Anti-pattern: Dirty code

Breaking simplest Clean Code rules (similar with the ones that are used in refactoring) could cause undesired coupling and undesired increase of delivery scope. Some examples that could induce such problems:

  • Any duplicate/multiplied code
  • Breaking SRP principle
  • Global context data, global variables (breaking Law of Demeter)

Minimizing the need of change and delivery

We need to reduce the need of change and delivery only to the required ones. There are several practices and approaches that could avoid that problem (the examples presented above or similar ones):

  • Keep the code clean by writhing Clean Code first and refactor and pay the technical debt whenever it is necessary
  • Use functional cohesion as the main criteria of creating components and packages
  • Use Clean Architecture that propose a default, strategic separation of concerns
  • Extend XP engineering practices (Simple Design, Refactoring, TDD) with the ones from Agile Modeling and DAD
  • Respect Law of Demeter on any level of the design – do not use any global context
  • Make the products adaptive by keeping up-to-date with target business by often and early injection of feedback from that business.

You can argue that I already write about all these in a previous post “Roadmap to an Agile Design”. Yes, indeed, in order to deliver just what it is needed and avoid waste you must have an Adaptive Design, the main characteristic of an Agile Design.

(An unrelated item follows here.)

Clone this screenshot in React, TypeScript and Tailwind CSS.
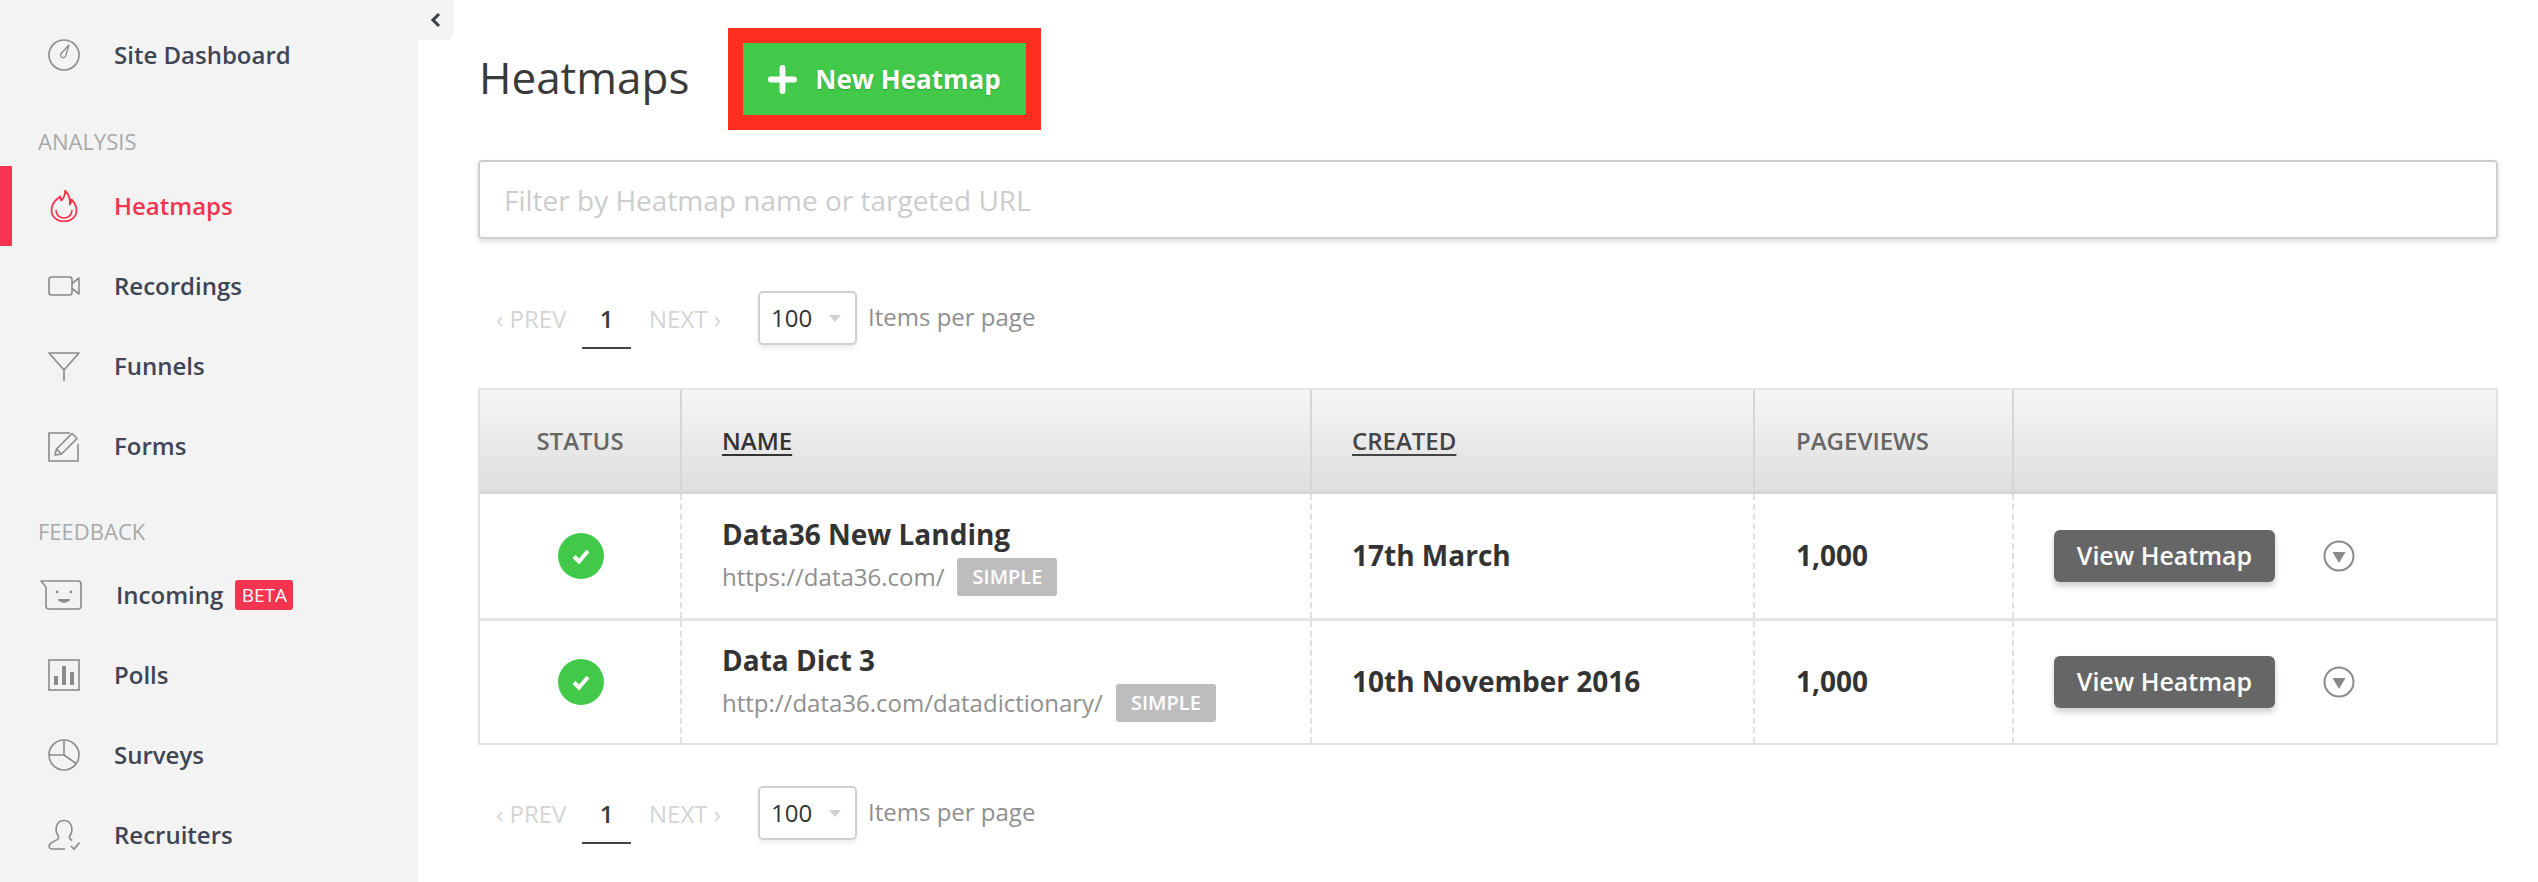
import type { ReactNode } from 'react';

const font = "font-['Open_Sans',sans-serif]";

function Svg({ children, className = 'w-8 h-8 text-[#8a8a8a]' }: { children: ReactNode; className?: string }) {
  return (
    <svg viewBox="0 0 32 32" fill="none" stroke="currentColor" strokeWidth="1.6" className={`${className} shrink-0`}>
      {children}
    </svg>
  );
}

const icons: Record<string, ReactNode> = {
  dashboard: (
    <Svg>
      <circle cx="16" cy="16" r="15" />
      <path d="M21 6l-3.2 10.6a2.6 2.6 0 1 1-4.2-2.6z" strokeWidth="1.3" strokeLinejoin="round" />
    </Svg>
  ),
  heatmaps: (
    <Svg className="w-8 h-8 text-[#f5344f]">
      <path
        d="M17 0.500c1 5-1.500 7.500-3.500 10-.8-1.300-1.200-2.500-1.300-4C7 10 3.500 15 3.500 20.500 3.500 27 9 31.500 16 31.500s12.500-4.500 12.500-11c0-4-1.500-7.500-5-11 0 2.200-.5 3.800-1.700 5C22.500 9 20.500 4 17 0.500z"
        strokeWidth="1.8"
        strokeLinejoin="round"
      />
      <path d="M8 20c0 5 3.500 8 8 8s8-3 8-8" strokeWidth="1.600" />
    </Svg>
  ),
  recordings: (
    <Svg>
      <rect x="1" y="7" width="23" height="18" rx="2.500" />
      <path d="M24 13.500L31 8v16l-7-5.500" strokeLinejoin="round" />
    </Svg>
  ),
  funnels: (
    <Svg>
      <path d="M1 3h30L16 20z M16 20v11" strokeLinejoin="round" />
    </Svg>
  ),
  forms: (
    <Svg>
      <path d="M22 3H1v28h29V14" />
      <path d="M7 25l1.500-6L24 3.500l5 5L13.500 24z M8.500 19l5 5" strokeLinejoin="round" />
    </Svg>
  ),
  incoming: (
    <svg viewBox="0 0 42 32" fill="none" stroke="#8a8a8a" strokeWidth="1.6" className="-ml-2 h-8 w-[42px] shrink-0">
      <path d="M1 2h37a3 3 0 0 1 3 3v22a3 3 0 0 1-3 3H9a3 3 0 0 1-3-3V8z" strokeLinejoin="round" />
      <circle cx="17" cy="13" r="1.400" fill="#8a8a8a" stroke="none" />
      <circle cx="31" cy="13" r="1.400" fill="#8a8a8a" stroke="none" />
      <path d="M18 20h12c-1 5-11 5-12 0z" fill="#8a8a8a" stroke="none" />
    </svg>
  ),
  polls: (
    <Svg>
      <rect x="1" y="1" width="30" height="30" />
      <path d="M8 26v-9 M16 26V7 M24 26V13" strokeWidth="4" />
    </Svg>
  ),
  surveys: (
    <Svg>
      <circle cx="16" cy="16" r="15" />
      <path d="M16 1v15H1 M16 16l12 8.500" />
    </Svg>
  ),
  recruiters: (
    <Svg>
      <path d="M17 30H4c-3 0-3.500-3-2-5 2-2.500 6-3 8-5 1-1.500.5-3-.5-4.500-2.500-3.500-2-14 6.500-14s9 10.500 6.500 14c-1 1.500-1.500 3-.5 4.500l2 1.500" />
      <path d="M23 27l3 3 5.500-6.500" />
    </Svg>
  ),
};

function NavItem({ icon, label, active, beta }: { icon: string; label: string; active?: boolean; beta?: boolean }) {
  return (
    <div className={`flex h-20 items-center ${active ? 'border-l-[12px] border-[#f5344f] pl-9' : 'pl-12'}`}>
      {icons[icon]}
      <span className={`ml-[34px] -mt-[1px] text-[24px] font-semibold ${active ? 'text-[#f5344f]' : 'text-[#3f4553]'}`}>{label}</span>
      {beta && (
        <span className="ml-3 flex h-[30px] w-[58px] items-center justify-center rounded-[3px] bg-[#f5344f] text-[19px] text-white">
          BETA
        </span>
      )}
    </div>
  );
}

function Sidebar() {
  return (
    <aside className="relative w-[418px] shrink-0 bg-[#f3f3f3] pt-[15px]">
      {/* collapse tab hangs over the content edge */}
      <div className="absolute left-[418px] top-0 flex h-10 w-9 items-center justify-center rounded-br-lg bg-[#f3f3f3]">
        <svg viewBox="0 0 12 16" className="h-4 w-3 text-[#3a3f4a]" fill="none" stroke="currentColor" strokeWidth="3">
          <path d="M9 2L3 8l6 6" />
        </svg>
      </div>
      <NavItem icon="dashboard" label="Site Dashboard" />
      <div className="pb-[9px] pl-[38px] pt-[30px] text-[22px] leading-8 text-[#a9a9a9]">ANALYSIS</div>
      <NavItem icon="heatmaps" label="Heatmaps" active />
      <NavItem icon="recordings" label="Recordings" />
      <NavItem icon="funnels" label="Funnels" />
      <NavItem icon="forms" label="Forms" />
      <div className="pb-2 pl-[38px] pt-[29px] text-[22px] leading-8 text-[#a9a9a9]">FEEDBACK</div>
      <NavItem icon="incoming" label="Incoming" beta />
      <NavItem icon="polls" label="Polls" />
      <NavItem icon="surveys" label="Surveys" />
      <NavItem icon="recruiters" label="Recruiters" />
    </aside>
  );
}

function Pagination() {
  return (
    <div className="flex h-[58px] pl-[18px] text-[24px]">
      <span className="mt-[10px] w-[70px] whitespace-nowrap text-[#d4d4d4]">‹ PREV</span>
      <span className="ml-4 flex h-[58px] w-[49px] items-center justify-center border-b-2 border-[#444] font-semibold text-[#3a3a3a]">1</span>
      <span className="ml-[18px] mt-[10px] w-[71px] whitespace-nowrap text-[#d4d4d4]">NEXT ›</span>
      <div className="ml-[38px] flex h-[54px] w-[99px] items-center justify-between rounded-[5px] border-2 border-[#d0d0d0] pl-[11px] pr-[14px] text-[#333] shadow-[0_3px_5px_rgba(0,0,0,0.08)]">
        100
        <span className="h-0 w-0 border-x-[6px] border-t-[7px] border-x-transparent border-t-[#cfcfcf]" />
      </div>
      <span className="ml-[11px] mt-[8px] whitespace-nowrap text-[#8f8f8f]">Items per page</span>
    </div>
  );
}

const cols = 'grid grid-cols-[200px_630px_443px_259px_1fr]';

const rows = [
  { name: 'Data36 New Landing', url: 'https://data36.com/', created: '17th March', views: '1,000' },
  { name: 'Data Dict 3', url: 'http://data36.com/datadictionary/', created: '10th November 2016', views: '1,000' },
];

function HeatmapTable() {
  return (
    <div className="mt-[39px] border-2 border-[#e2e2e2] border-t-[#e6e6e6]">
      <div className={`${cols} h-[104px] border-b-[3px] border-[#d4d4d4] bg-gradient-to-b from-[#f6f6f6] to-[#dedede] text-[24px]`}>
        <div className="flex items-center justify-center font-semibold text-[#666]">STATUS</div>
        <div className="flex items-center border-l-2 border-[#d6d6d6] pl-[40px] font-semibold text-[#333] underline underline-offset-4">NAME</div>
        <div className="flex items-center border-l-2 border-[#d6d6d6] pl-[40px] font-semibold text-[#444] underline underline-offset-4">CREATED</div>
        <div className="flex items-center border-l-2 border-[#d6d6d6] pl-[41px] font-semibold text-[#666]">PAGEVIEWS</div>
        <div className="border-l-2 border-[#d6d6d6]" />
      </div>
      {rows.map((row, i) => (
        <div key={row.name} className={`${cols} ${i > 0 ? 'h-[125px] border-t-[3px] border-[#e4e4e4]' : 'h-[124px]'}`}>
          <div className="flex items-center justify-center">
            <span className="ml-[2px] flex h-[46px] w-[46px] items-center justify-center rounded-full bg-[#42c94a]">
              <svg viewBox="0 0 24 24" className="h-6 w-6" fill="none" stroke="#fff" strokeWidth="4">
                <path d="M5 12.500l5 5L19 7" />
              </svg>
            </span>
          </div>
          <div className="flex flex-col justify-center border-l-2 border-dashed border-[#e0e0e0] pl-[40px]">
            <div className="-mt-[1px] text-[28px] font-bold leading-9 text-[#333]">{row.name}</div>
            <div className="mt-[6px] flex items-center">
              <span className="text-[24px] text-[#8f8f8f]">{row.url}</span>
              <span className="ml-[13px] flex h-[38px] w-[100px] items-center justify-center rounded-[3px] bg-[#bdbdbd] text-[20px] font-semibold text-white">SIMPLE</span>
            </div>
          </div>
          <div className="flex items-center border-l-2 border-dashed border-[#e0e0e0] pb-[2px] pl-[40px] text-[28px] font-bold text-[#333]">{row.created}</div>
          <div className="flex items-center border-l-2 border-dashed border-[#e0e0e0] pb-[2px] pl-[41px] text-[28px] font-bold text-[#333]">{row.views}</div>
          <div className="flex items-center border-l-2 border-dashed border-[#e0e0e0] pl-[40px]">
            <button className="h-[52px] w-[221px] rounded-[6px] bg-[#666] text-[25px] font-semibold text-white shadow-[0_4px_6px_rgba(0,0,0,0.2)]">View Heatmap</button>
            <svg viewBox="0 0 32 32" className="ml-[48px] h-8 w-8" fill="none">
              <circle cx="16" cy="16" r="14.500" stroke="#8a8a8a" strokeWidth="2" />
              <path d="M9.500 12h13L16 23z" fill="#8a8a8a" />
            </svg>
          </div>
        </div>
      ))}
    </div>
  );
}

export default function App() {
  return (
    <div className={`flex h-[882px] w-[2538px] overflow-hidden bg-white ${font}`}>
      <Sidebar />
      <main className="flex-1 pl-[60px] pr-10 pt-[28px]">
        <div className="flex items-center">
          <h1 className="-mt-[4px] w-[250px] text-[44px] font-normal text-[#3a3a3a]">
            <span className="ml-[1px]">Heatmaps</span>
          </h1>
          <button className="box-content flex h-[71px] w-[283px] items-center justify-center border-[15px] border-[#ff2e1f] bg-[#42c94a] pt-[1px] text-[26px] font-bold text-white [text-shadow:0_1px_2px_rgba(0,0,0,0.2)]">
            <svg viewBox="0 0 30 30" className="mr-[18px] h-[29px] w-[29px]" fill="none" stroke="#fff" strokeWidth="6" strokeLinecap="round">
              <path d="M15 3v24 M3 15h24" />
            </svg>
            New Heatmap
          </button>
        </div>
        <input
          placeholder="Filter by Heatmap name or targeted URL"
          className="mt-[30px] block h-[79px] w-full rounded-[4px] border-2 border-[#cfcfcf] px-[24px] text-[28px] shadow-[0_3px_5px_rgba(0,0,0,0.12)] outline-none placeholder:text-[#cccccc]"
        />
        <div className="mt-[52px]">
          <Pagination />
        </div>
        <HeatmapTable />
        <div className="mt-[41px]">
          <Pagination />
        </div>
      </main>
    </div>
  );
}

In order to that you should be open  to all outstanding agile practices for design and do not be closed in the smaller universe of some very lightweight Agile methods. And remember that those lightweight methods are not created as full process methodologies, but as indications to build a customized process.

Imagine that all these problems are far worse if we have multiple variations and variants of the same product. The massive effort for any change and delivery will block the overall agility and responsiveness of the development team and massively reduce the overall economics for both development and customer side.